人在海里,和大船上静观波浪感受大为不同。浪高高低低,船也上上下下,迎头的海浪猛然扑过来,船倏地占上前,又俯冲了下来。偶尔来不及,被那浪头赶在船前头,击溅出水花,打得周身海水。
坐在船头,海浪涌过来的时候,迎面去看,何止三尺。浪峰近在发梢,只在眉眼之间滚动,心不禁拎起来,骇然胆战。走得片刻,索性把心一横,听之任之,且休去管他了,得闲看看出没风波景致,虽是跌跌撞撞,毕竟自得其乐。
心想这世间人来人往,真真假假,不晓得究竟。也许在风浪里颠簸完,发现所谓真相居然只是浮于表面而已,一阵风吹开去,一个浪打过来,也就飘摇不定了。
渐渐离开大船远了,回头望望,那船如浓墨的一横,在海上微微晃着。沧海荡荡悠悠茫茫,小舟一苇也不如,而我辈真是沧海之一粟。
看起来不过几公里的路程,竟然走了半个小时,终于慢慢抵临鸭公岛。水中偶尔有鱼掠过,各类都有,红色、绿色、蓝色,陆地水中无有能见者,一时大乐。以舌头沾沾口唇,满嘴咸味,有腊肉的气息,海风吹得久了,风里带着太多盐分的缘故。

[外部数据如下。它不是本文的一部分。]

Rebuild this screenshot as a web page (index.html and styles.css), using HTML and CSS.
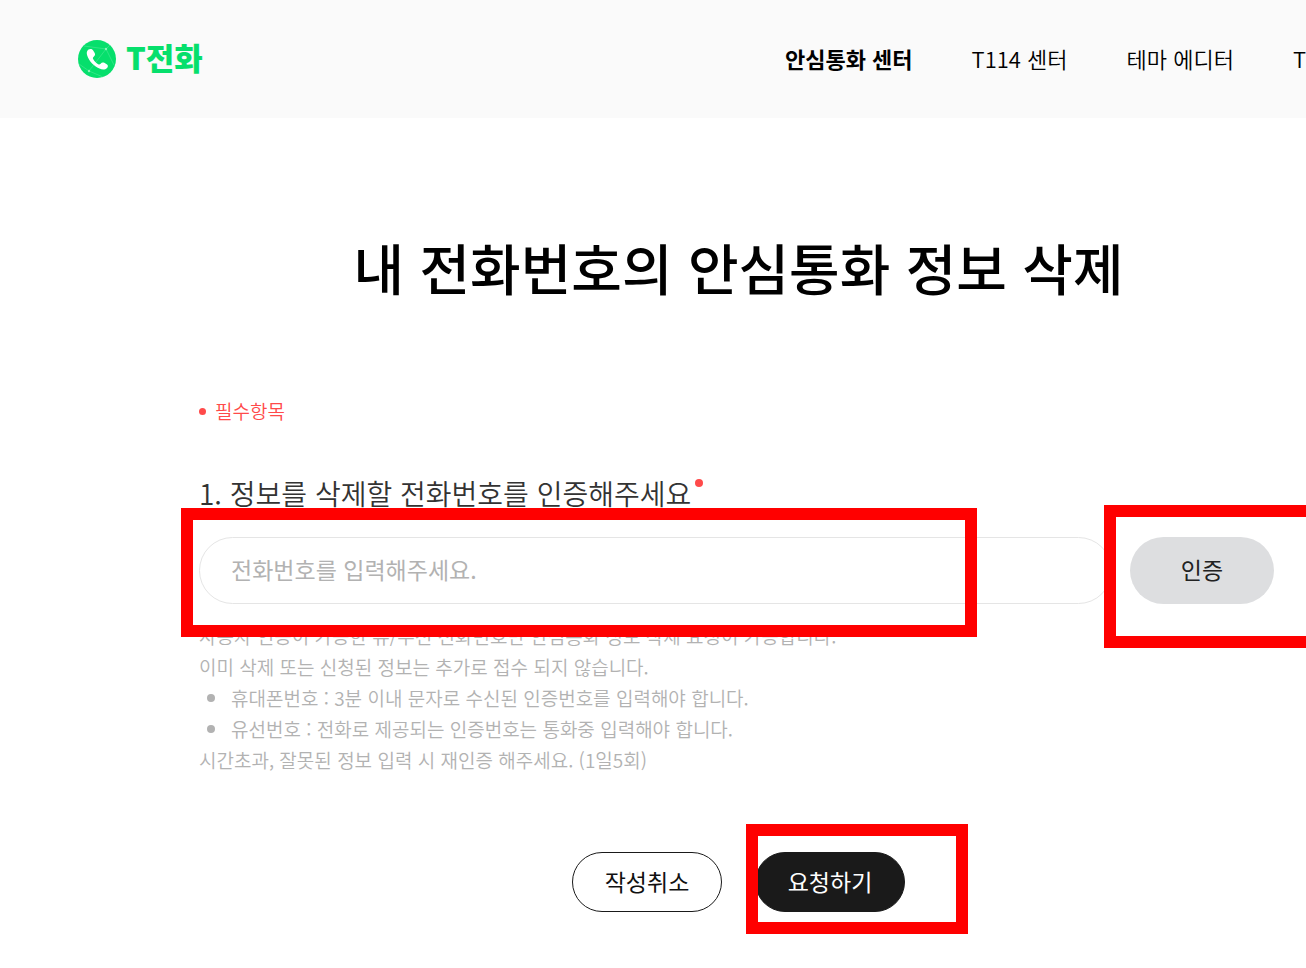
FILE: index.html
```html
<!DOCTYPE html>
<html lang="ko">
<head>
  <meta charset="UTF-8" />
  <meta name="viewport" content="width=device-width, initial-scale=1.0"/>
  <title>T전화 안심통화 센터</title>
  <link rel="stylesheet" href="styles.css">
</head>
<body>
  <header class="header">
    <a class="logo" href="#">
      <svg class="logo-icon" viewBox="0 0 38 38" aria-hidden="true">
        <circle cx="19" cy="19" r="19" fill="#06df6c"/>
        <g fill="none" stroke="#4ce995" stroke-width="0.6">
          <path d="M6 6 28 9 11 31 1 24M28 9l8 16M28 9l4-4M11 31l14 6"/>
        </g>
        <circle cx="28" cy="9" r="1.200" fill="#8df2bb"/>
        <circle cx="11" cy="31" r="1.200" fill="#8df2bb"/>
        <path d="M10.500 9.600C12 8.600 14 8.700 15 10.300L16.700 13C17.600 14.600 16.800 15.800 15.500 16.900C14.700 17.600 14.800 18.400 15.300 19.300C16.400 21.300 18.100 23 20.200 24.200C21.200 24.700 21.900 24.600 22.600 23.700C23.600 22.400 24.900 22 26.300 22.800L28.700 24.200C30.300 25.200 30.200 26.900 29 28.100C27 30.100 24.200 29.900 21.400 28.600C15.800 26 11 21.200 9.200 15.600C8.500 13.200 8.500 11 10.500 9.600Z" fill="#fff"/>
      </svg>
      <span>T전화</span>
    </a>
    <nav class="nav">
      <a class="active" href="#">안심통화 센터</a>
      <a href="#">T114 센터</a>
      <a href="#">테마 에디터</a>
      <a href="#">T</a>
    </nav>
  </header>

  <main class="content">
    <h1>내 전화번호의 안심통화 정보 삭제</h1>

    <form>
      <p class="required">필수항목</p>

      <label class="question" for="phone">1. 정보를 삭제할 전화번호를 인증해주세요</label>
      <div class="phone-row">
        <div class="phone-field">
          <input type="tel" id="phone" placeholder="전화번호를 입력해주세요.">
          <span class="mark mark-input"></span>
        </div>
        <div class="verify">
          <button type="button" class="btn-verify">인증</button>
          <span class="mark mark-verify"></span>
        </div>
      </div>

      <div class="help">
        <p>사용자 인증이 가능한 유/무선 전화번호만 안심통화 정보 삭제 요청이 가능합니다.</p>
        <p>이미 삭제 또는 신청된 정보는 추가로 접수 되지 않습니다.</p>
        <ul>
          <li>휴대폰번호 : 3분 이내 문자로 수신된 인증번호를 입력해야 합니다.</li>
          <li>유선번호 : 전화로 제공되는 인증번호는 통화중 입력해야 합니다.</li>
        </ul>
        <p>시간초과, 잘못된 정보 입력 시 재인증 해주세요. (1일5회)</p>
      </div>

      <div class="actions">
        <button type="button" class="btn">작성취소</button>
        <div class="submit">
          <button type="submit" class="btn btn-dark">요청하기</button>
          <span class="mark mark-submit"></span>
        </div>
      </div>
    </form>
  </main>
</body>
</html>
```
FILE: styles.css
```css
* {
  box-sizing: border-box;
}
body {
  margin: 0;
  background: #fff;
  color: #000;
  font-family: "Noto Sans CJK KR", sans-serif;
  font-weight: 350;
  overflow-x: hidden;
}
h1, p, ul {
  margin: 0;
  padding: 0;
}
a {
  color: inherit;
  text-decoration: none;
}
button, input {
  font: inherit;
}

/* header */
.header {
  display: flex;
  align-items: center;
  justify-content: space-between;
  height: 118px;
  padding-left: 78px;
  background: #fafafa;
}
.logo {
  display: flex;
  align-items: center;
  gap: 10px;
  color: #06df6c;
  font-size: 31px;
  font-weight: 900;
  line-height: 34px;
}
.logo span {
  padding-bottom: 4px;
}
.logo-icon {
  width: 38px;
  height: 38px;
}
.nav {
  display: flex;
  gap: 59px;
  padding-bottom: 3px;
  font-size: 22px;
  line-height: 32px;
  white-space: nowrap;
}
.nav .active {
  font-weight: 700;
}

/* content */
.content {
  padding: 108px 28px 56px 199px;
}
h1 {
  font-size: 55px;
  font-weight: 500;
  line-height: 80px;
  text-align: center;
}
.required {
  display: flex;
  align-items: center;
  gap: 9px;
  margin-top: 90px;
  color: #ff4a4a;
  font-size: 19px;
  line-height: 30px;
}
.required::before {
  content: "";
  width: 7px;
  height: 7px;
  border-radius: 50%;
  background: #ff4a4a;
}
.question {
  display: flex;
  gap: 4px;
  margin-top: 47px;
  color: #333;
  font-size: 28px;
  line-height: 40px;
}
.question::after {
  content: "";
  width: 8px;
  height: 8px;
  margin-top: 6px;
  border-radius: 50%;
  background: #ff4a4a;
}
.phone-row {
  display: flex;
  gap: 18px;
  margin: 24px 4px 0 0;
}
.phone-field {
  position: relative;
  flex: 1;
}
.phone-field input {
  display: block;
  width: 100%;
  height: 67px;
  padding: 0 31px 3px;
  border: 1px solid #e5e5e5;
  border-radius: 34px;
  background: #fff;
  font-size: 23px;
  font-weight: 400;
}
.phone-field input::placeholder {
  color: #b2b2b2;
}
.verify, .submit {
  position: relative;
}
.btn-verify {
  width: 144px;
  height: 67px;
  padding: 0 0 3px;
  border: none;
  border-radius: 34px;
  background: #dddee0;
  color: #222;
  font-size: 23px;
  font-weight: 400;
}

/* help text */
.help {
  margin-top: 16px;
  color: #b2b2b2;
  font-size: 19px;
  line-height: 31px;
}
.help ul {
  list-style: none;
}
.help li {
  display: flex;
  align-items: center;
  gap: 16px;
  padding-left: 8px;
}
.help li::before {
  content: "";
  width: 8px;
  height: 8px;
  border-radius: 50%;
  background: #b2b2b2;
}

/* bottom buttons */
.actions {
  display: flex;
  justify-content: center;
  gap: 33px;
  margin-top: 77px;
}
.btn {
  width: 150px;
  height: 60px;
  padding: 0 0 2px;
  border: 1px solid #1a1a1a;
  border-radius: 30px;
  background: #fff;
  color: #111;
  font-size: 23px;
  font-weight: 400;
}
.btn-dark {
  background: #1a1a1a;
  color: #fff;
}

/* red highlight frames */
.mark {
  position: absolute;
  border: 12px solid #f00;
  pointer-events: none;
}
.mark-input {
  top: -29px;
  right: 135px;
  bottom: -33px;
  left: -18px;
}
.mark-verify {
  top: -32px;
  right: -60px;
  bottom: -44px;
  left: -26px;
}
.mark-submit {
  top: -28px;
  right: -63px;
  bottom: -22px;
  left: -9px;
}
```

鸭公岛为砾滩岛,看不到礁盘,岛外水颇深。岛上没有砂石,所见皆为珊瑚石与贝壳之类,或长或短,或粗或细,多为乳白色,偶尔杂以其他颜色,奇形怪状,难以尽叙。
三五个渔民坐在那里闲话,被风浪吹打日晒久了的,肤色黝黑,彼此言语不通畅,如方外之人。
岛上植被也好,有十余种之多,近年人工所为,让人大有好感。一一去看那树,有椰树、黄槿、银毛树,还有不知名的蔓藤缠绕树干,绕过岛民人家的屋顶,绿意婆娑,映得渔屋多了生机多了适意。双手抚摸过几棵树,其中物性不卑不亢,活出生机,越发大有好感。何止人生艰难,落根在这一天地,树生也大不容易啊,它们是我的兄弟,阿弥陀佛。阿弥陀佛,我是它们的兄弟。
或许是人迹罕至,岛上海鸟并不畏惧生客,有几只鸟专绕着我飞行,近在咫尺,嘎嘎嘎乱叫。人去逗鸟,它也逗人,可惜不晓其名,更不通它的习性,但我知道它们的欢乐,只在这水岛之间嬉笑终老,无半点俗韵啊。